Slow pace of innovation in Insurance industry 

On the other hand, it may not be down to a lack of demand or training. Innovation in the Insurance industry has always been a bit slower than in other areas, so maybe as a profession, we're just not that innovative. This is a theory I refuse to accept as many actuaries are pioneering new methods and technologies, and the trend is growing. The scope of Machine Learning is broad, and some of the best AI models out there appear to be far beyond most of our knowledge. But the actuary's responsibility is equally vast; we do more than calculating premiums.  

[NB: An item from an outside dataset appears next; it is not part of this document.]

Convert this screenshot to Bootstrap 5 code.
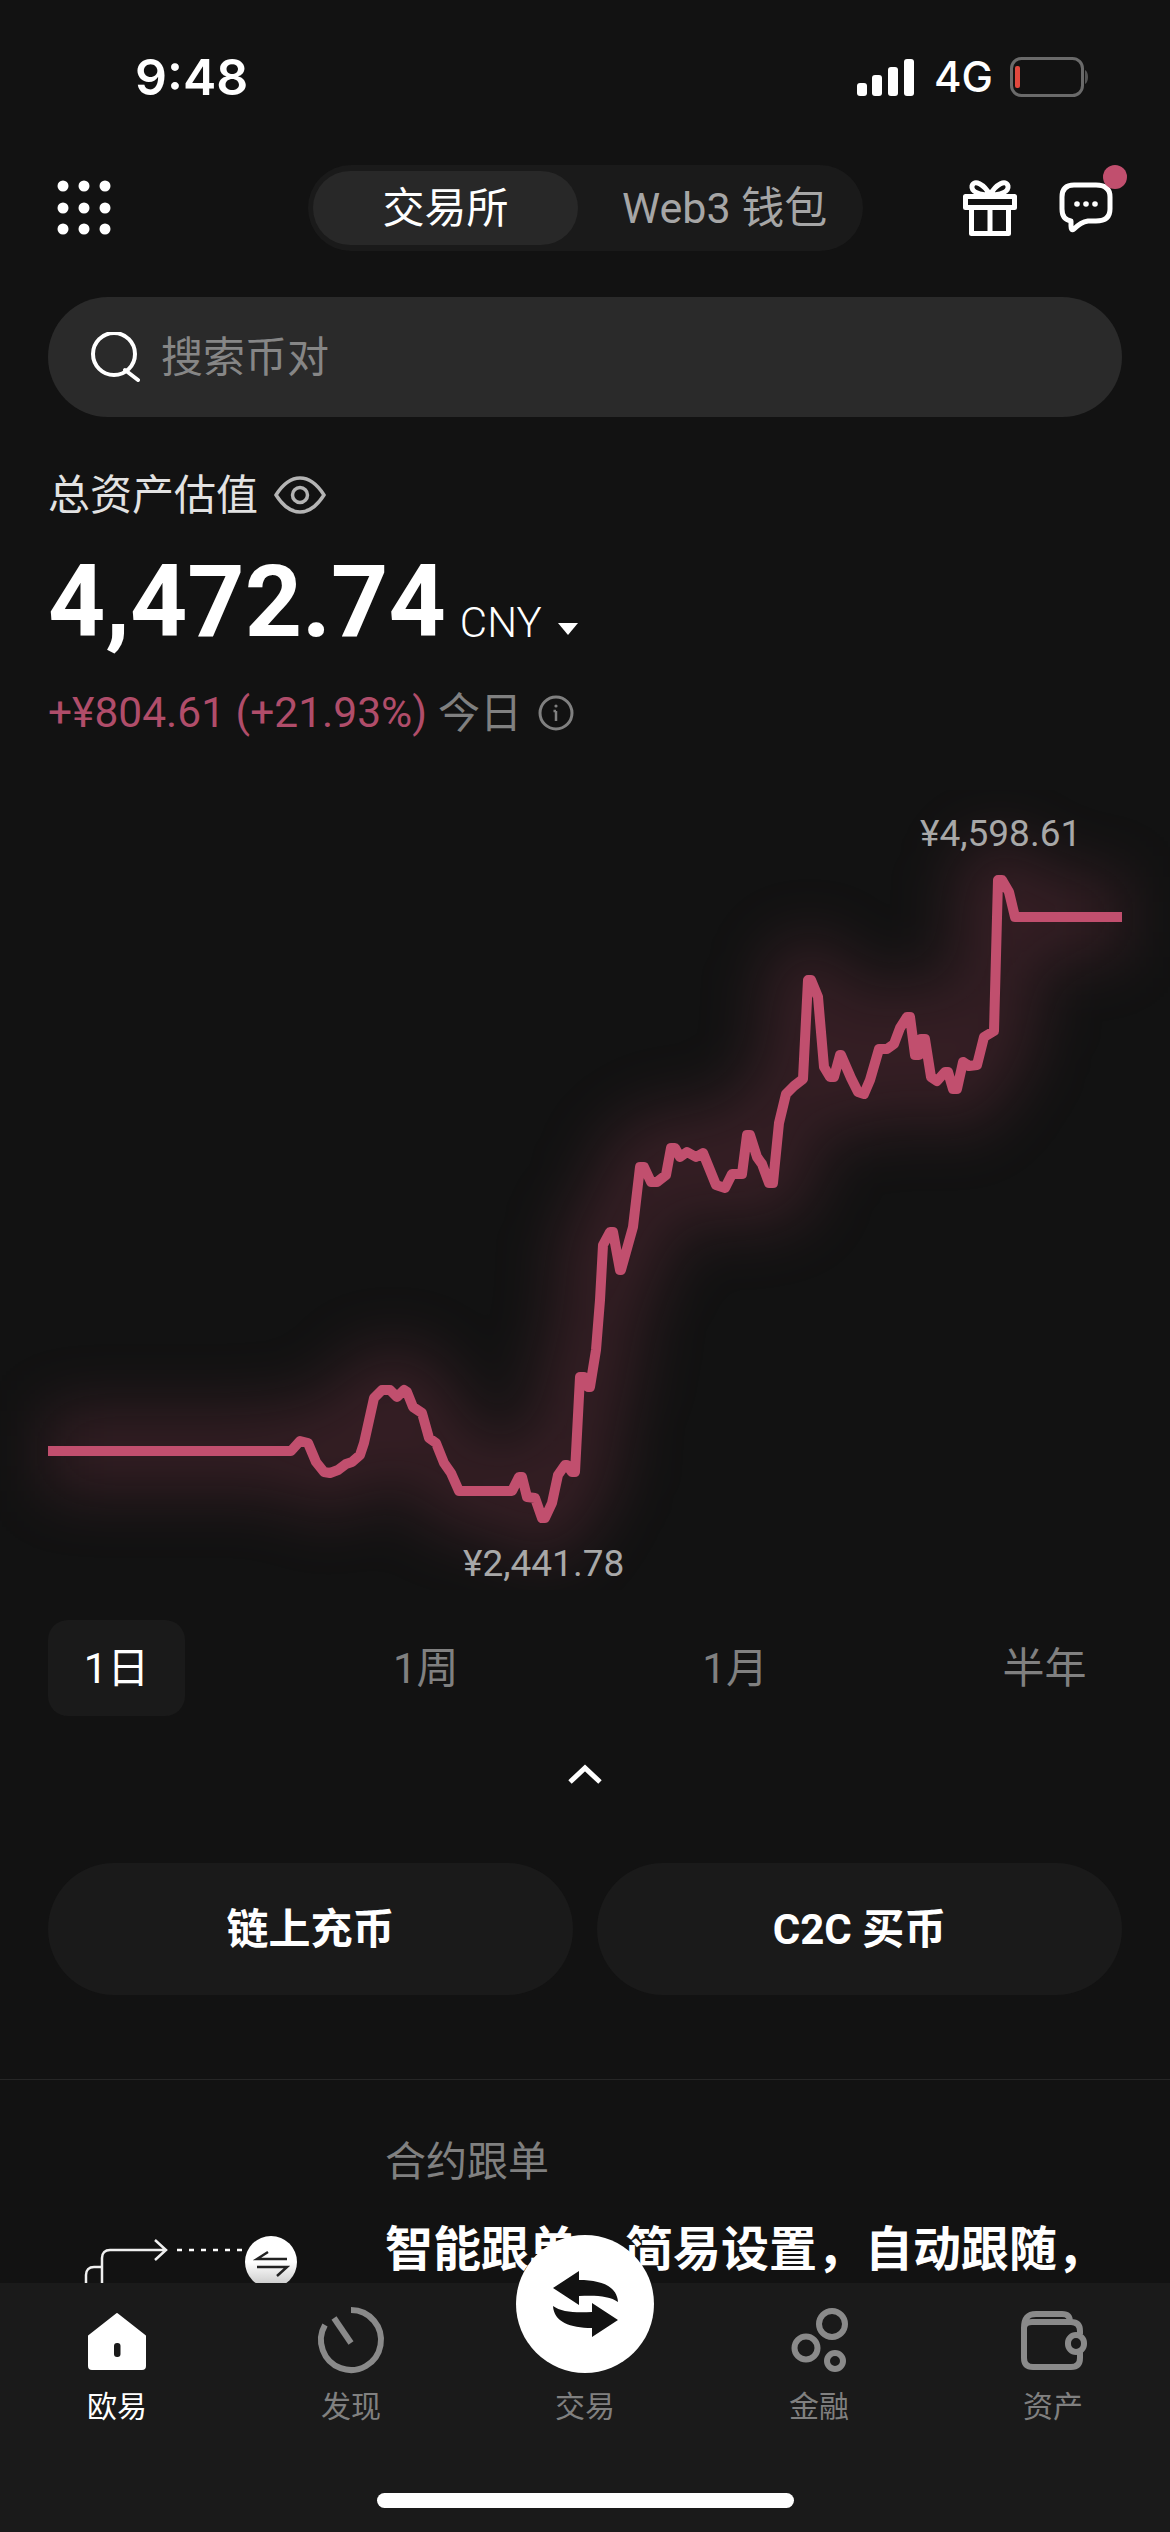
<!DOCTYPE html>
<html lang="zh">
  <head>
    <meta charset="utf-8" />
    <title>欧易</title>
    <link
      href="https://cdn.jsdelivr.net/npm/bootstrap@5.3.3/dist/css/bootstrap.min.css"
      rel="stylesheet"
    />
    <script src="https://cdn.jsdelivr.net/npm/bootstrap@5.3.3/dist/js/bootstrap.bundle.min.js"></script>
    <style>
      html, body { height: 2532px; }
      body {
        background: #121212;
        color: #fff;
        font-family: Roboto, "Noto Sans CJK SC", sans-serif;
        font-size: 42px;
        overflow: hidden;
        position: relative;
      }
      svg { display: block; }
      .status-row { height: 154px; margin-bottom: 11px; padding: 0 82px 0 135px; }
      .status-time { font-family: Inter, sans-serif; font-size: 50px; font-weight: 600; line-height: 1; }
      .status-net { font-family: Inter, sans-serif; font-size: 42px; font-weight: 500; line-height: 1; margin: 0 17px 0 20px; }
      .top-row { height: 86px; padding: 0 56px 0 54px; }
      .seg-box { background: #1a1a1a; border-radius: 43px; height: 86px; left: 308px; padding: 6px 5px; position: absolute; top: 165px; width: 555px; }
      .seg-on { background: #282828; border-radius: 37px; height: 74px; width: 265px; }
      .seg-off { color: #a6a6a6; font-size: 43px; margin-left: 44px; white-space: nowrap; }
      .search-box { background: #2a2a2a; border-radius: 60px; color: #868686; gap: 21px; height: 120px; margin: 46px 48px 0; padding-left: 42px; }
      .asset-label { color: #e2e2e2; gap: 16px; height: 56px; margin: 50px 48px 0; }
      .asset-num { gap: 14px; height: 96px; margin: 33px 48px 0; }
      .asset-big { font-size: 100px; font-weight: 700; line-height: 1; }
      .asset-unit { font-size: 42px; font-weight: 300; line-height: 1; margin-bottom: 8px; }
      .asset-tri { border-left: 10px solid transparent; border-right: 10px solid transparent; border-top: 12px solid #fff; margin: 0 0 17px 2px; }
      .asset-day { height: 56px; margin: 33px 48px 0; }
      .txt-up { color: #b04d6a; font-size: 42.5px; }
      .txt-dim { color: #808080; margin-left: 11px; }
      .chart-svg { margin-top: 49px; }
      .chart-svg text { fill: #a8a8a8; font-family: Roboto, sans-serif; font-size: 37px; }
      .range-row { margin: 30px 0 0 48px; }
      .range-item { border-radius: 20px; color: #808080; flex: 0 0 137px; height: 96px; margin-right: 172.3px; }
      .range-on { background: #1a1a1a; color: #fff; }
      .fold-row { height: 147px; padding-bottom: 32px; }
      .act-row { gap: 24px; padding: 0 48px; }
      .act-btn { background: #1a1a1a; border: 0; border-radius: 66px; color: #fff; flex: 1; font-size: 42px; font-weight: 700; height: 132px; }
      .line-sep { border-top: 1px solid #262626; margin-top: 84px; }
      .promo-row { padding: 50px 0 0 48px; }
      .promo-art { flex: 0 0 337px; }
      .promo-tag { color: #808080; font-size: 41px; line-height: 64px; }
      .promo-head { font-size: 48px; font-weight: 700; line-height: 64px; margin-top: 24px; white-space: nowrap; }
      .tab-bar { background: #1a1a1a; bottom: 0; height: 249px; left: 0; position: absolute; width: 1170px; }
      .tab-item { align-items: center; color: #808080; display: flex; flex-direction: column; font-size: 30px; gap: 9px; line-height: 40px; width: 234px; }
      .tab-on { color: #fff; }
      .tab-svg { height: 70px; overflow: visible; width: 70px; }
      .tab-fab { background: #fff; border-radius: 50%; height: 138px; left: 516px; position: absolute; top: 2235px; width: 138px; }
      .home-line { background: #fff; border-radius: 8px; bottom: 24px; height: 15px; left: 377px; position: absolute; width: 417px; }
      .red-dot { background: #c14f6e; border-radius: 50%; height: 24px; left: 1103px; position: absolute; top: 165px; width: 24px; }
    </style>
  </head>
  <body>
    <div class="status-row d-flex align-items-center justify-content-between">
      <span class="status-time">9:48</span>
      <div class="d-flex align-items-center">
        <svg width="57" height="37" viewBox="0 0 57 37" fill="#fff">
          <rect x="0" y="24" width="10" height="13" rx="3" />
          <rect x="15" y="16" width="10" height="21" rx="3" />
          <rect x="31" y="8" width="10" height="29" rx="3" />
          <rect x="47" y="0" width="10" height="37" rx="3" />
        </svg>
        <span class="status-net">4G</span>
        <svg width="78" height="40" viewBox="0 0 78 40">
          <rect x="1.5" y="1.5" width="71" height="37" rx="10" fill="none" stroke="#6a6a6a" stroke-width="3" />
          <rect x="5" y="9" width="5" height="22" rx="2" fill="#e0483e" />
          <path d="M75 13c4 2 4 12 0 14z" fill="#555" />
        </svg>
      </div>
    </div>

    <div class="top-row d-flex align-items-center justify-content-between">
      <svg width="60" height="60" viewBox="54 177 60 60" fill="#fff">
        <circle cx="63" cy="185" r="5.5" /><circle cx="84" cy="185" r="5.5" /><circle cx="105" cy="185" r="5.5" />
        <circle cx="63" cy="207" r="5.5" /><circle cx="84" cy="207" r="5.5" /><circle cx="105" cy="207" r="5.5" />
        <circle cx="63" cy="228" r="5.5" /><circle cx="84" cy="228" r="5.5" /><circle cx="105" cy="228" r="5.5" />
      </svg>
      <div class="d-flex align-items-center" style="gap:38px">
        <svg width="60" height="62" viewBox="960 176 60 62" fill="none" stroke="#fff" stroke-width="5" stroke-linejoin="round">
          <path d="M990 194c-6-11-16-16-18-9-1 6 8 9 18 9zM990 194c6-11 16-16 18-9 1 6-8 9-18 9z" />
          <path d="M965.5 195.500h49v11h-49zM971.500 206.500v26h37v-26M990 206.500v26" />
        </svg>
        <svg width="56" height="54" viewBox="1058 181 56 54">
          <path d="M1074 185h22c9 0 14 4 14 12v12c0 8-5 12-14 12h-8c-6 1-10 4-14 8-2 2-3 0-3-3v-5c-6-1-9-5-9-12v-12c0-8 4-12 12-12z" fill="none" stroke="#fff" stroke-width="5" stroke-linejoin="round" />
          <circle cx="1077" cy="204" r="2.8" fill="#fff" /><circle cx="1086" cy="204" r="2.8" fill="#fff" /><circle cx="1095" cy="204" r="2.8" fill="#fff" />
        </svg>
      </div>
    </div>
    <div class="seg-box d-flex align-items-center">
      <div class="seg-on d-flex align-items-center justify-content-center">交易所</div>
      <div class="seg-off">Web3 钱包</div>
    </div>
    <span class="red-dot"></span>

    <div class="search-box d-flex align-items-center">
      <svg width="50" height="50" viewBox="89 332 50 50" fill="none" stroke="#fff" stroke-width="4">
        <circle cx="113" cy="354" r="21" /><path d="M124 370l13 10" stroke-linecap="round" />
      </svg>
      <span>搜索币对</span>
    </div>

    <div class="asset-label d-flex align-items-center">
      <span>总资产估值</span>
      <svg width="52" height="38" viewBox="274 476 52 38" fill="none" stroke="#b4b4b4" stroke-width="3.5">
        <path d="M276 495c7-11 15-17 24-17s17 6 24 17c-7 11-15 17-24 17s-17-6-24-17z" /><circle cx="300" cy="495" r="7.5" />
      </svg>
    </div>
    <div class="asset-num d-flex align-items-end">
      <span class="asset-big">4,472.74</span>
      <span class="asset-unit">CNY</span>
      <span class="asset-tri"></span>
    </div>
    <div class="asset-day d-flex align-items-center">
      <span class="txt-up">+¥804.61 (+21.93%)</span>
      <span class="txt-dim">今日</span>
      <svg class="ms-3" width="36" height="36" viewBox="0 0 36 36" fill="none" stroke="#808080" stroke-width="3">
        <circle cx="18" cy="18" r="16" /><path d="M18 16v10M15.5 16h2.5" stroke-width="2.5" /><circle cx="18" cy="11" r="1.6" fill="#808080" stroke="none" />
      </svg>
    </div>

    <svg class="chart-svg" id="chartSvg" width="1170" height="800" viewBox="0 790 1170 800" fill="none">
      <defs>
        <filter id="glow" filterUnits="userSpaceOnUse" x="0" y="790" width="1170" height="800" color-interpolation-filters="sRGB">
          <feGaussianBlur stdDeviation="32" />
        </filter>
      </defs>
      <polyline id="chartGlow" filter="url(#glow)" stroke="#c14f6e" stroke-opacity=".2" stroke-width="80" stroke-linejoin="round" />
      <polyline id="chartLine" stroke="#c14f6e" stroke-width="10" stroke-linejoin="round" />
      <text x="920" y="846">¥4,598.61</text>
      <text x="463" y="1576">¥2,441.78</text>
    </svg>

    <div class="range-row d-flex">
      <div class="range-item range-on d-flex align-items-center justify-content-center">1日</div>
      <div class="range-item d-flex align-items-center justify-content-center">1周</div>
      <div class="range-item d-flex align-items-center justify-content-center">1月</div>
      <div class="range-item d-flex align-items-center justify-content-center">半年</div>
    </div>
    <div class="fold-row d-flex align-items-center justify-content-center">
      <svg width="34" height="20" viewBox="0 0 34 20" fill="none" stroke="#fff" stroke-width="5"><path d="M2 18L17 4l15 14" /></svg>
    </div>
    <div class="act-row d-flex">
      <button class="act-btn btn" type="button">链上充币</button>
      <button class="act-btn btn" type="button">C2C 买币</button>
    </div>
    <div class="line-sep"></div>

    <div class="promo-row d-flex">
      <div class="promo-art">
        <svg width="337" height="160" viewBox="48 2130 337 160" fill="none" stroke="#f0f0f0" stroke-width="2.5">
          <defs>
            <linearGradient id="coinFill" x1="0" y1="0" x2="0" y2="1">
              <stop offset=".5" stop-color="#fff" /><stop offset="1" stop-color="#c4c4c4" />
            </linearGradient>
          </defs>
          <path d="M102 2290v-32c0-5 3-8 8-8h55M155 2240l11 10-11 10M86 2290v-15c0-5 3-8 8-8h8" />
          <path d="M177 2250h66" stroke="#fff" stroke-dasharray="5 7" />
          <circle cx="271" cy="2262" r="26" fill="url(#coinFill)" stroke="none" />
          <path d="M287 2259h-30l11-7M257 2267h30l-10 9" stroke="#222" stroke-width="2.500" />
        </svg>
      </div>
      <div>
        <div class="promo-tag">合约跟单</div>
        <div class="promo-head">智能跟单，简易设置，自动跟随，</div>
      </div>
    </div>

    <div class="tab-bar">
      <div class="d-flex" style="padding-top:25px">
        <div class="tab-item tab-on">
          <svg class="tab-svg" viewBox="82 2308 70 70">
            <path d="M117 2314l28 22v30c0 2-1 3-3 3H92c-2 0-3-1-3-3v-30z" fill="#fff" stroke="#fff" stroke-linejoin="round" stroke-width="2" />
            <rect x="114" y="2343" width="6.500" height="14" rx="3" fill="#1a1a1a" />
          </svg>
          <span>欧易</span>
        </div>
        <div class="tab-item">
          <svg class="tab-svg" viewBox="316 2308 70 70" fill="none" stroke="#8a8a8a" stroke-width="6">
            <path d="M351 2310A30 30 0 1 1 325 2325" /><path d="M334 2318l17 25" />
          </svg>
          <span>发现</span>
        </div>
        <div class="tab-item">
          <div class="tab-svg"></div>
          <span>交易</span>
        </div>
        <div class="tab-item">
          <svg class="tab-svg" viewBox="784 2308 70 70" fill="none" stroke="#8a8a8a" stroke-width="6">
            <circle cx="832" cy="2324" r="13" /><circle cx="806" cy="2348" r="11.500" /><circle cx="835" cy="2361" r="8" />
          </svg>
          <span>金融</span>
        </div>
        <div class="tab-item">
          <svg class="tab-svg" viewBox="1018 2308 70 70" fill="none" stroke="#8a8a8a" stroke-width="6">
            <path d="M1024 2328c0-10 4-14 12-14h26c6 0 8 3 8 8M1024 2328v30c0 6 3 9 9 9h38c6 0 9-3 9-9v-6M1024 2328c0-4 3-6 8-6h39c6 0 9 3 9 9v3" />
            <rect x="1068" y="2335" width="16" height="17" rx="8" />
          </svg>
          <span>资产</span>
        </div>
      </div>
      <div class="home-line"></div>
    </div>
    <div class="tab-fab">
      <svg width="138" height="138" viewBox="516 2235 138 138" fill="#121212">
        <path d="M553 2288l26-17v9c22 0 38 6 39 22-8-6-22-7-39-6v9z" />
        <path d="M553 2288l26-17v9c22 0 38 6 39 22-8-6-22-7-39-6v9z" transform="rotate(180 585.5 2304)" />
      </svg>
    </div>

    <script>
      // chart points read off the reference, in page pixels
      const chartPoints = [
        [48,1451],[291,1451],[300,1441],[308,1443],[316,1462],[324,1472],[330,1473],[338,1470],[346,1464],[352,1462],[360,1455],[364,1443],
        [374,1398],[382,1390],[390,1390],[397,1397],[404,1390],[407,1392],[413,1407],[422,1413],[429,1438],[436,1443],[444,1463],[451,1473],
        [459,1491],[512,1491],[519,1477],[522,1477],[527,1497],[535,1498],[542,1518],[545,1518],[552,1503],[558,1475],[565,1465],[567,1465],
        [572,1472],[575,1472],[580,1377],[584,1377],[588,1387],[590,1387],[596,1350],[600,1300],[603,1245],[610,1232],[613,1232],[620,1270],
        [621,1270],[633,1227],[640,1167],[644,1167],[651,1182],[657,1182],[666,1175],[671,1148],[675,1148],[680,1157],[687,1152],[696,1157],
        [703,1153],[716,1185],[725,1188],[732,1174],[742,1174],[747,1135],[750,1135],[757,1157],[762,1164],[769,1183],[773,1183],[779,1123],
        [786,1094],[794,1086],[803,1079],[808,980],[811,980],[818,997],[824,1067],[830,1077],[834,1077],[840,1055],[841,1055],[851,1078],
        [858,1092],[864,1094],[870,1080],[879,1049],[887,1049],[894,1044],[900,1028],[907,1017],[910,1017],[915,1055],[919,1055],[921,1039],
        [925,1039],[931,1077],[937,1081],[945,1072],[948,1072],[953,1089],[957,1089],[963,1062],[969,1066],[977,1065],[984,1037],[994,1031],
        [998,880],[1002,880],[1009,892],[1015,917],[1122,917]
      ];
      const pointText = chartPoints.map(function (p) { return p.join(','); }).join(' ');
      document.querySelector('#chartLine').setAttribute('points', pointText);
      document.querySelector('#chartGlow').setAttribute('points', pointText);
    </script>
  </body>
</html>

Actuaries apply business principles, historical experiences, maths and statistics to various scenarios, including past, present, and future considerations. I don't believe AI will be able to take our jobs in their entirety, but I do think we are not bringing in enough support from our robotic colleagues. Machine Learning algorithms, with the correct level of supervision, may detect patterns and trends in complex datasets that a human would never hope to identify. For now, a more traditional, statistical model communicated well by an actuary certainly does seem to work, but for how long will this be the case?   

In conclusion  

With all of this in mind, I am in no doubt that we as actuaries must press ahead and continue our learning and innovation in emerging technologies like Machine Learning and AI. Actuaries are ideally placed to take advantage of the AI revolution. We have the skills and data, and most of us enjoy the process. There are competitive business advantages, and if anything, it's fascinating to watch what robots do in different situations, especially when they are so naive about the human world. Who knows, maybe one day, an AI will replace most of my job, and perhaps they'll write an article about encouraging greater use of humans.